Over 59 million Turkish citizens are eligible to vote in today’s presidential and parliamentary elections in Turkey. The results will either tighten President Recep Tayyip Erdogan’s control or cut short his political career. Erdogan is hoping to win a new five-year term with increased political power under a new political system, and he has campaigned on the basis that the new system will help correct the country’s struggling economy and bring new political stability to Turkey. Erdogan and his supporters are hoping that his ruling AKP (Justice and Development Party) will maintain its parliamentary majority.
Erdogan’s detractors, however, have campaigned on the premise that Erdogan’s political leadership since 2003 has been a form of dictatorship, and that change is necessary to restore Turkey to its former glory. Erdogan is facing off against five other candidates and he must earn 50 percent of the vote for an obvious victory. If a 50 percent victory is not achieved there will be another election between Erdogan and the candidate that earns the second-most votes in early July.
The man who poses the strongest challenge to Erdogan is Muharrem Ince, a former physics teacher who has the support of the center-left Republican People’s Party (CHP), and has gained remarkable popularity during the campaign. The only female candidate is Meral Aksener, a former interior minister who broke away from Turkey’s main party because it supported Erdogan.
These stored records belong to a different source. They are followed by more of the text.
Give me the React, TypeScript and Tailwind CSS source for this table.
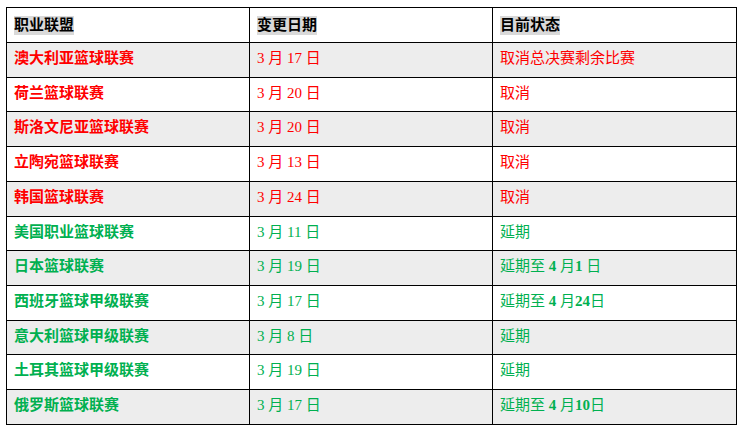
const RED = 'text-[#ff0000]'
const GREEN = 'text-[#00b050]'

interface Row {
  league: string
  date: string
  status: string
  red: boolean
}

const rows: Row[] = [
  { league: '澳大利亚篮球联赛', date: '3 月 17 日', status: '取消总决赛剩余比赛', red: true },
  { league: '荷兰篮球联赛', date: '3 月 20 日', status: '取消', red: true },
  { league: '斯洛文尼亚篮球联赛', date: '3 月 20 日', status: '取消', red: true },
  { league: '立陶宛篮球联赛', date: '3 月 13 日', status: '取消', red: true },
  { league: '韩国篮球联赛', date: '3 月 24 日', status: '取消', red: true },
  { league: '美国职业篮球联赛', date: '3 月 11 日', status: '延期', red: false },
  { league: '日本篮球联赛', date: '3 月 19 日', status: '延期至 4 月1 日', red: false },
  { league: '西班牙篮球甲级联赛', date: '3 月 17 日', status: '延期至 4 月24日', red: false },
  { league: '意大利篮球甲级联赛', date: '3 月 8 日', status: '延期', red: false },
  { league: '土耳其篮球甲级联赛', date: '3 月 19 日', status: '延期', red: false },
  { league: '俄罗斯篮球联赛', date: '3 月 17 日', status: '延期至 4 月10日', red: false },
]

// digits in the status column are bold, CJK stays regular
function Status({ text }: { text: string }) {
  const parts = text.split(/(\d+)/)
  return (
    <>
      {parts.map((p, i) =>
        /^\d+$/.test(p) ? (
          <b key={i} className="font-bold">{p}</b>
        ) : (
          <span key={i}>{p}</span>
        )
      )}
    </>
  )
}

export default function App() {
  return (
    <div className="w-[743px] h-[431px] bg-white pt-[7px] pl-[6px] font-['Liberation_Serif','Noto_Sans_CJK_SC',serif] text-[15px]">
      <table className="border-collapse table-fixed w-[730px]">
        <colgroup>
          <col className="w-[243px]" />
          <col className="w-[243px]" />
          <col className="w-[244px]" />
        </colgroup>
        <thead>
          <tr className="h-[35px] bg-white">
            {['职业联盟', '变更日期', '目前状态'].map((h) => (
              <th key={h} className="border border-black align-top text-left pl-[7px] pt-[6px] font-bold">
                <span className="inline-block bg-[#d9d9d9] leading-[19px] text-black">{h}</span>
              </th>
            ))}
          </tr>
        </thead>
        <tbody>
          {rows.map((r, i) => {
            const color = r.red ? RED : GREEN
            return (
              <tr key={r.league} className={`h-[34.73px] ${i % 2 === 0 ? 'bg-[#ededed]' : 'bg-white'}`}>
                <td className={`border border-black align-top pl-[7px] pt-[5px] leading-[20px] font-bold ${color}`}>
                  {r.league}
                </td>
                <td className={`border border-black align-top pl-[7px] pt-[5px] leading-[20px] ${color}`}>
                  {r.date}
                </td>
                <td className={`border border-black align-top pl-[7px] pt-[5px] leading-[20px] ${color}`}>
                  <Status text={r.status} />
                </td>
              </tr>
            )
          })}
        </tbody>
      </table>
    </div>
  )
}
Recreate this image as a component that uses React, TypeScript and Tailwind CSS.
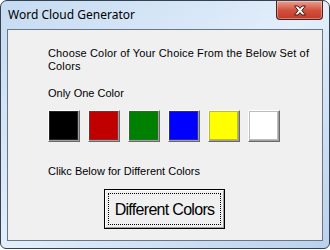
import React from 'react';

const swatches = ['#000000', '#c00000', '#008000', '#0000ff', '#ffff00', '#ffffff'];

const CloseButton: React.FC = () => (
  <div className="w-[47px] h-[19px] rounded-b-[4px] border border-t-0 border-[#4e1f18] bg-gradient-to-b from-[#e8a090] via-[#d3513f] to-[#c23a28] shadow-[inset_0_0_0_1px_rgba(255,255,255,0.35)] flex items-center justify-center">
    <svg width="14" height="11" viewBox="0 0 14 11">
      <path
        d="M1.5 1 H5 L7 3.4 L9 1 H12.5 L8.8 5.5 L12.5 10 H9 L7 7.6 L5 10 H1.5 L5.2 5.5 Z"
        fill="#ffffff"
        stroke="#3b1a14"
        strokeWidth="1"
        strokeLinejoin="round"
      />
    </svg>
  </div>
);

const Swatch: React.FC<{ color: string }> = ({ color }) => (
  <div className="w-[32px] h-[32px] border-t border-l border-t-white border-l-white border-r border-b border-r-[#696969] border-b-[#696969]">
    <div className="w-full h-full border-b border-r border-b-[#a0a0a0] border-r-[#a0a0a0]">
      <div className="w-full h-full border border-[#5a5a5a]/40" style={{ backgroundColor: color }} />
    </div>
  </div>
);

export default function App() {
  return (
    <div className="w-[330px] h-[250px] bg-white font-['Liberation_Sans',Arial,sans-serif]">
      <div className="h-[249px] flex flex-col rounded-t-[7px] rounded-b-[6px] border border-[#36404f] bg-gradient-to-br from-[#c5dbf2] via-[#e2eefa] to-[#b9d2ec] px-[6px] pb-[7px]">
        <div className="h-[28px] flex items-start justify-between">
          <div className="pt-[6px] pl-[1px] text-[12px] leading-[16px] text-black font-['Noto_Sans',sans-serif]">
            Word Cloud Generator
          </div>
          <CloseButton />
        </div>
        <div className="flex-1 border border-[#6a7585] bg-[#f0f0f0] pl-[40px] pt-[17px] text-[11px] leading-[13px] text-black">
          <p className="w-[272px] tracking-[0.15px]">Choose Color of Your Choice From the Below Set of Colors</p>
          <p className="mt-[14px]">Only One Color</p>
          <div className="mt-[10px] flex gap-[8px]">
            {swatches.map((c) => (
              <Swatch key={c} color={c} />
            ))}
          </div>
          <p className="mt-[23px]">Clikc Below for Different Colors</p>
          <button className="mt-[11px] ml-[56px] w-[121px] h-[40px] border border-black bg-[#f0f0f0] p-0 block">
            <div className="w-full h-full border-t border-l border-t-white border-l-white border-b border-r border-b-[#a0a0a0] border-r-[#a0a0a0] p-[2px]">
              <div className="w-full h-full border border-dotted border-black flex items-center justify-center text-[16px] tracking-[-0.7px] text-black">
                Different Colors
              </div>
            </div>
          </button>
        </div>
      </div>
    </div>
  );
}
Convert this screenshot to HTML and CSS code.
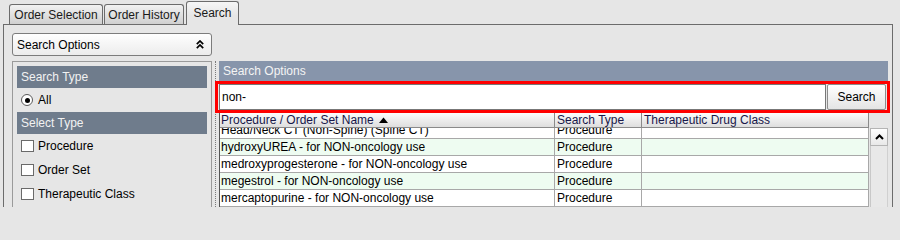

She founded the center-right and nationalist Good Party. Several other candidates each have a bit of clout but are seen as unlikely to emerge victorious.
Turkey is currently struggling with 12 percent inflation and a currency that has fallen nearly 40 percent since July 2016. The Turkish lira is now trading near 4.6775 against the dollar. Turkey’s central bank has raised interest rates to nearly 18 percent to help keep the economy under control, but this move has just caused a different type of pain for Turkey’s citizens. Still, Turkey’s economy grew 7.4 percent in the first quarter of 2018 compared to Q1 2017, a point that Erdogan is hoping to use as a cornerstone of his campaign, but one that his opponents claim is giving false hope because the growth is based on easy money and unsustainable real estate investments. Additionally, the Turkish lira has crashed considerably in the second quarter, prompting arguments that voters should look at the recent past, not the previous quarter.
Turkey is also facing struggles from the Federal Reserve’s recent interest rate hikes. As an emerging market country that imports more than it exports, Turkey needs external financing to make up its GDP deficit. In addition to electing a new leader for their country, Turkish voters will be electing 600 lawmakers to parliament which can pose its own challenges for the country moving forward as the new lawmakers learn how to work together.